Esta manipulación retórica perversa, junto con los otros fines relativistas de la 418 como garantizar la vigencia del Estado Social de Derecho, facilitar la aplicación de justicia en el marco del conflicto armado, regular los mecanismos de protección a víctimas y testigos y permitir la implementación de estrategias de paz, nos han llevado a los absurdos e indignidades actuales en los cuales las víctimas deben excusarse ante sus victimarios en los altares de la tergiversación y la impunidad de la Comisión de la Verdad y la JEP bajo el “mote” artificioso de justicia transicional, los subversivos que siguen empeñados en la destrucción de la democracia gobiernan, los reclutadores de niños, torturadores y extorsionadores legislan y quienes empoderaron al estado para que cumpliera, por fin y exitosamente su misión constitucional esencial de preservar el orden público y recuperar el control del territorio, como el expresidente Uribe, están condenados y capturados.

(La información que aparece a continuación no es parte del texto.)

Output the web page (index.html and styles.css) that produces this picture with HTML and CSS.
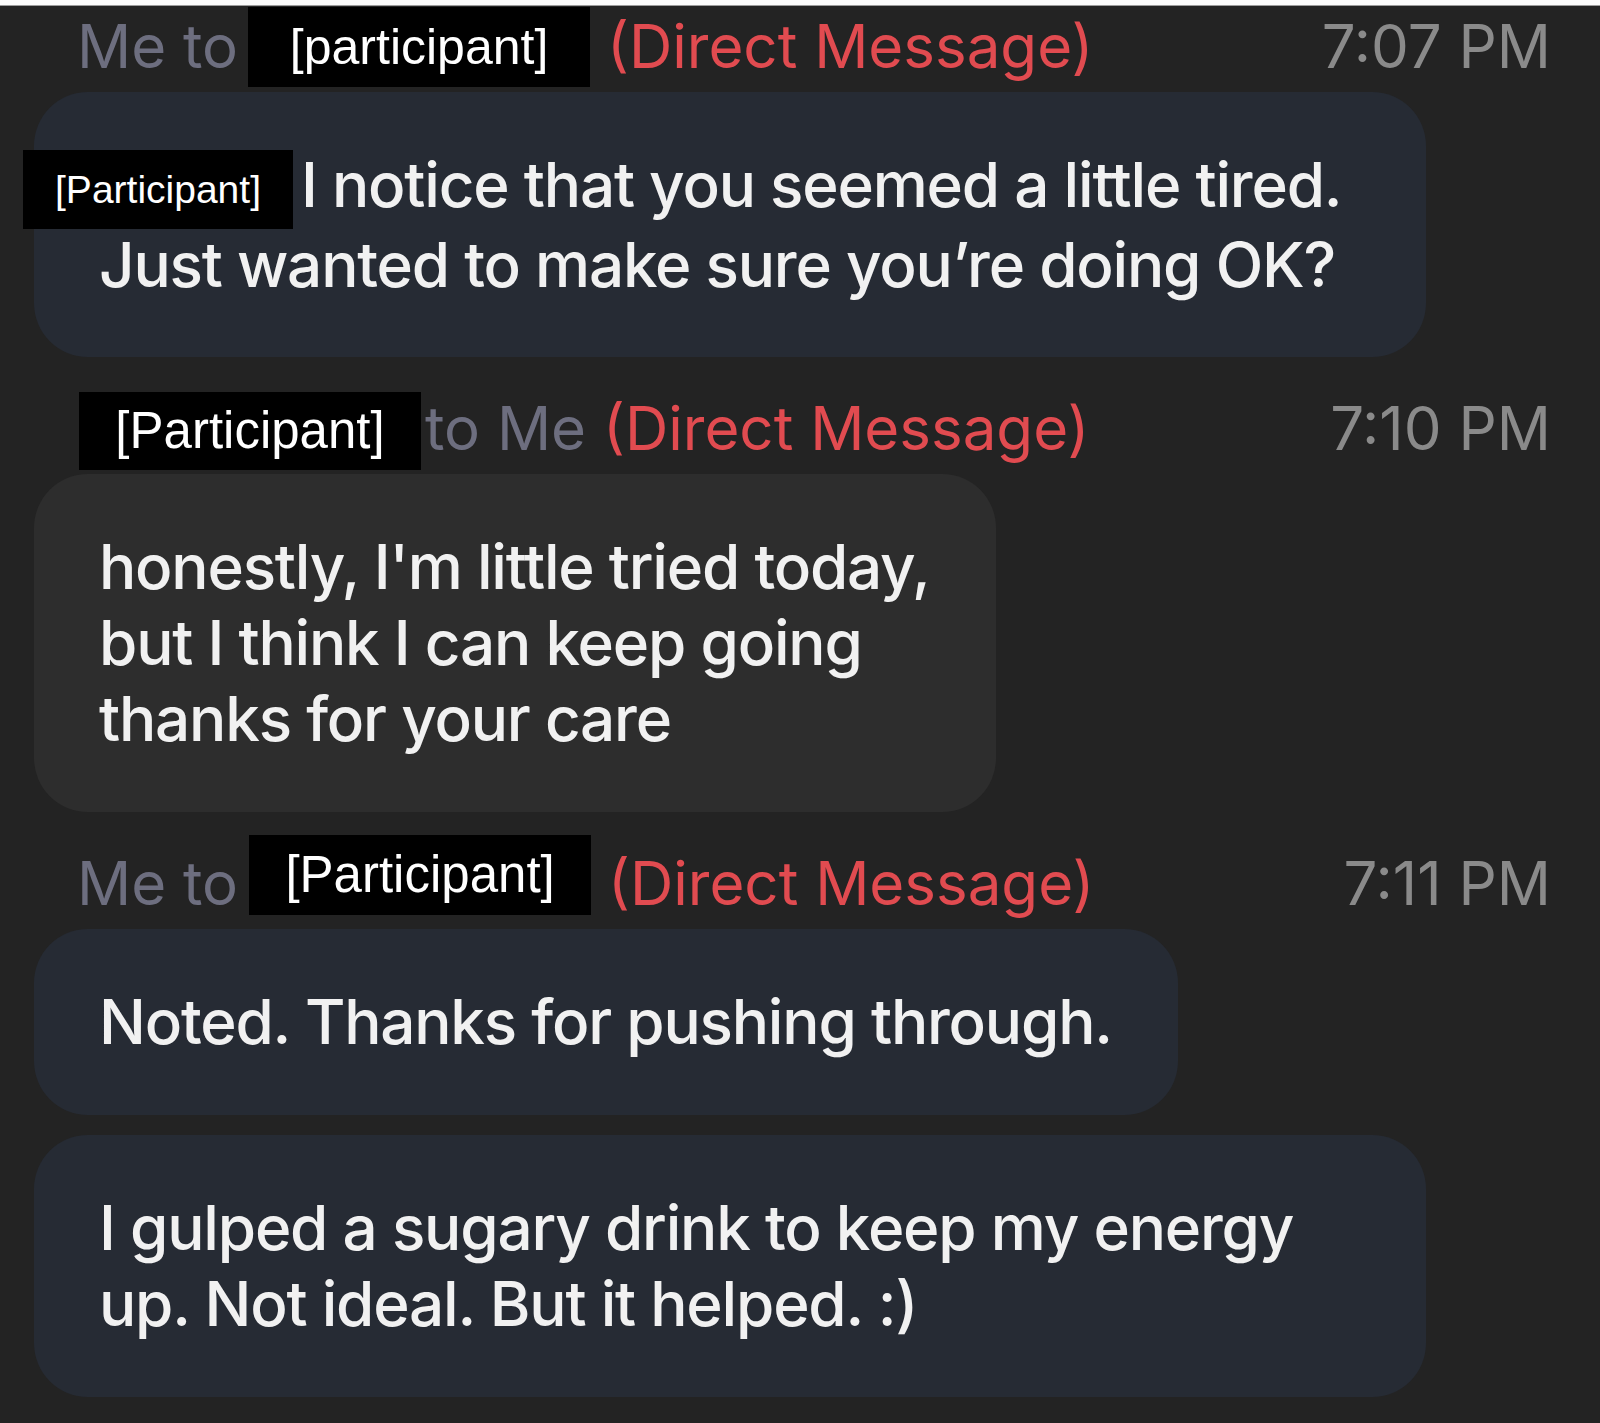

Marchamos el 7 de agosto indignados frente a uno los efectos perversos de esta retórica de la derrota y fue bueno. Pero de nada sirve marchar sin lograr el consenso político y social de desmontar el “sistema” de claudicación moral y conceptual de nuestra sociedad consagrado e irremisiblemente renovado de la ley 418[1] y su ya perpetuo, e igualmente fatuo compañero, de la ley 975 de 2005 de Justicia y Paz.
[1] La ley 418 ha sido prorrogada en su vigencia y ampliada en su desvergüenza mediante las leyes 548 de 1999, 782 de 2002, 1106 de 2006, 1421 de 2010 (¡que prohibió nuevas zonas de despeje!), 1738 de 2014, 1941 de 2018 y 2272 de 2022.